Ticket #34400

SFD quoting conventions are nonsensical, and corrupt pickled Python data

Open Date: 2014-09-30 15:58 Last Update: 2014-09-30 16:01

Open [Owner assigned]
5 - Medium
5 - Medium


FontForge SFD files use at least four different quoting conventions for preserving field values that may contain special ASCII characters, newlines, or binary data: 1. UTF7 (used, for instance, for FontLogs); 2. Base85 (used for some binary image data, I think); 3. backslash continuation lines (read by nlgetc(); I don't know what, if anything, writes this); and 4. backslash for escaping literal quotes, backslashes and newlines (written by SFDPickleMe(), read by SFDUnPickle() which internally calls nlgetc(), therefore removing a second layer of backslashes that were never applied in the first place and corrupting the data! ). See https://github.com/fontforge/fontforge/issues/1756#issuecomment-57266522 . Note that the sequence "backslash newline" will translate to "empty string" in convention 3 and to "literal newline" in convention 4, so we really must know which of these conventions applies at any given moment in order to read the same literal data that we wrote.
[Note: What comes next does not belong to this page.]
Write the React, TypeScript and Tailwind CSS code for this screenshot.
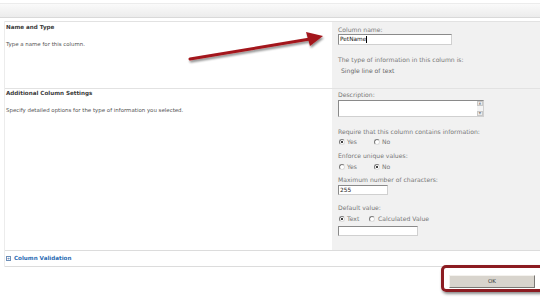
import React from "react";

function Radio({ checked }: { checked?: boolean }) {
  return (
    <span className="relative inline-block w-[6px] h-[6px] rounded-full bg-white border border-t-[#7a7a7a] border-l-[#7a7a7a] border-r-[#dcdcdc] border-b-[#dcdcdc] align-middle">
      {checked && <span className="absolute left-[1px] top-[1px] w-[2px] h-[2px] rounded-full bg-black" />}
    </span>
  );
}

export default function App() {
  return (
    <div
      className="relative w-[540px] h-[303px] overflow-hidden bg-white text-[#555]"
      style={{ fontFamily: '"DejaVu Sans", Verdana, sans-serif' }}
    >
      {/* top band */}
      <div className="h-[4px] bg-white border-b border-[#ececec]" />
      <div className="h-[14px] bg-gradient-to-b from-[#fafafa] to-[#ececec] border-b border-[#d9d9d9]" />
      <div className="h-[3px]" />

      {/* form table */}
      <div className="ml-[4px] border-l border-[#ececec]">
        {/* Section 1 */}
        <div className="flex h-[67px] border-t border-[#e2e2e2]">
          <div className="w-[327px] pl-[1px]">
            <div className="pt-[1px] text-[5.6px] leading-[8px] font-bold text-[#3a3a3a]">Name and Type</div>
            <div className="mt-[9px] text-[5.45px] leading-[8px] text-[#555]">Type a name for this column.</div>
          </div>
          <div className="flex-1 bg-[#f1f1f1] pl-[6px] pt-[4px] text-[6.1px] text-[#777]">
            <div className="leading-[8px]">Column name:</div>
            <div className="w-[114px] h-[11px] bg-white border border-t-[#8a8a8a] border-l-[#8a8a8a] border-r-[#d0d0d0] border-b-[#d0d0d0] text-[5.8px] leading-[9px] pl-[1px] text-[#222]">
              PetName<span className="inline-block w-[0.5px] h-[7px] bg-black align-middle" />
            </div>
            <div className="mt-[11px] leading-[8px]">The type of information in this column is:</div>
            <div className="mt-[3px] pl-[3px] leading-[8px] text-[#666]">Single line of text</div>
          </div>
        </div>

        {/* Section 2 */}
        <div className="flex h-[162px] border-t border-[#e2e2e2]">
          <div className="w-[327px] pl-[1px]">
            <div className="text-[5.6px] leading-[8px] font-bold text-[#3a3a3a]">Additional Column Settings</div>
            <div className="mt-[9px] text-[5.45px] leading-[8px] text-[#555]">
              Specify detailed options for the type of information you selected.
            </div>
          </div>
          <div className="flex-1 bg-[#f1f1f1] pl-[6px] pt-[2px] text-[6.1px] text-[#777]">
            <div className="leading-[8px]">Description:</div>
            <div className="mt-[1px] flex w-[146px] h-[17px] bg-white border border-t-[#8a8a8a] border-l-[#8a8a8a] border-r-[#d0d0d0] border-b-[#d0d0d0]">
              <div className="flex-1" />
              <div className="w-[6px] flex flex-col justify-between bg-[#f4f4f4]">
                <div className="h-[5px] border border-[#c8c8c8] bg-[#ececec] flex items-center justify-center text-[3px] leading-none text-[#888]">▲</div>
                <div className="h-[5px] border border-[#c8c8c8] bg-[#ececec] flex items-center justify-center text-[3px] leading-none text-[#888]">▼</div>
              </div>
            </div>
            <div className="mt-[11px] leading-[8px]">Require that this column contains information:</div>
            <div className="mt-[2px] h-[8px] flex items-center pl-[1px]">
              <Radio checked />
              <span className="ml-[2px] w-[27px]">Yes</span>
              <Radio />
              <span className="ml-[2px]">No</span>
            </div>
            <div className="mt-[6px] leading-[8px]">Enforce unique values:</div>
            <div className="mt-[3px] h-[8px] flex items-center pl-[1px]">
              <Radio />
              <span className="ml-[2px] w-[27px]">Yes</span>
              <Radio checked />
              <span className="ml-[2px]">No</span>
            </div>
            <div className="mt-[5px] leading-[8px]">Maximum number of characters:</div>
            <div className="mt-[1px] w-[50px] h-[10px] bg-white border border-t-[#8a8a8a] border-l-[#8a8a8a] border-r-[#d0d0d0] border-b-[#d0d0d0] text-[5.8px] leading-[8px] pl-[1px] text-[#222]">
              255
            </div>
            <div className="mt-[9px] leading-[8px]">Default value:</div>
            <div className="mt-[3px] h-[8px] flex items-center pl-[1px]">
              <Radio checked />
              <span className="ml-[2px] w-[22px]">Text</span>
              <Radio />
              <span className="ml-[3px]">Calculated Value</span>
            </div>
            <div className="mt-[3px] w-[80px] h-[10px] bg-white border border-t-[#8a8a8a] border-l-[#8a8a8a] border-r-[#d0d0d0] border-b-[#d0d0d0]" />
          </div>
        </div>

        {/* Column validation */}
        <div className="flex items-center h-[17px] border-t border-b border-[#dcdcdc]">
          <span className="ml-[1px] w-[5px] h-[5px] border border-[#6d8fb8] flex items-center justify-center text-[4px] leading-none text-[#3a6aa8]">+</span>
          <span className="ml-[3px] text-[5.6px] font-bold text-[#2a6bb3]">Column Validation</span>
        </div>
      </div>

      {/* OK button row */}
      <div className="flex justify-end pr-[5px] mt-[8px]">
        <div className="w-[86px] h-[13px] bg-[#d8d4cd] border border-t-[#f4f2ee] border-l-[#f4f2ee] border-r-[#7a7874] border-b-[#7a7874] flex items-center justify-center text-[5.5px] text-[#333]">
          OK
        </div>
      </div>

      {/* red highlight */}
      <div className="absolute left-[441px] top-[265px] w-[104px] h-[27px] rounded-[5px] border-[3px] border-[#8c1c22] shadow-[1px_2px_3px_rgba(0,0,0,0.45)]" />

      {/* arrow */}
      <svg className="absolute left-0 top-0" width="540" height="303" viewBox="0 0 540 303">
        <defs>
          <filter id="sh" x="-20%" y="-50%" width="140%" height="200%">
            <feGaussianBlur in="SourceAlpha" stdDeviation="1" />
            <feOffset dx="1" dy="2" result="o" />
            <feComponentTransfer>
              <feFuncA type="linear" slope="0.45" />
            </feComponentTransfer>
            <feMerge>
              <feMergeNode />
              <feMergeNode in="SourceGraphic" />
            </feMerge>
          </filter>
        </defs>
        <g filter="url(#sh)">
          <line x1="190" y1="59" x2="310" y2="39" stroke="#a3161c" strokeWidth="3" strokeLinecap="round" />
          <polygon points="323,36 306,32 310,46" fill="#a3161c" />
        </g>
      </svg>
    </div>
  );
}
See also https://github.com/fontforge/fontforge/issues/498 , in which a user willfully ignores the reason UTF7 was specified in the first place.

The backslash-based formats are likely to cause problems because they represent newlines as sequences of characters that still contain newlines, thus defeating one of the main purposes of quoting the newlines at all. Anyone attempting to read past a field encoded that way must decode every character of it to know what is really the next field name and what is just literal text that happens to look like the start of another field. A pure line-based skipping loop will sometimes see what looks like the start of a new field in the middle of a backslash-escaped field value. I think the code inherited from FontForge does sometimes skip over fields without decoding them, for instance when ignoring unwanted undo/redo data; I don't know if there is any code that would attempt to skip over pickled Python data in a way that would be screwed up by this issue, but it certainly looks like trouble in the making.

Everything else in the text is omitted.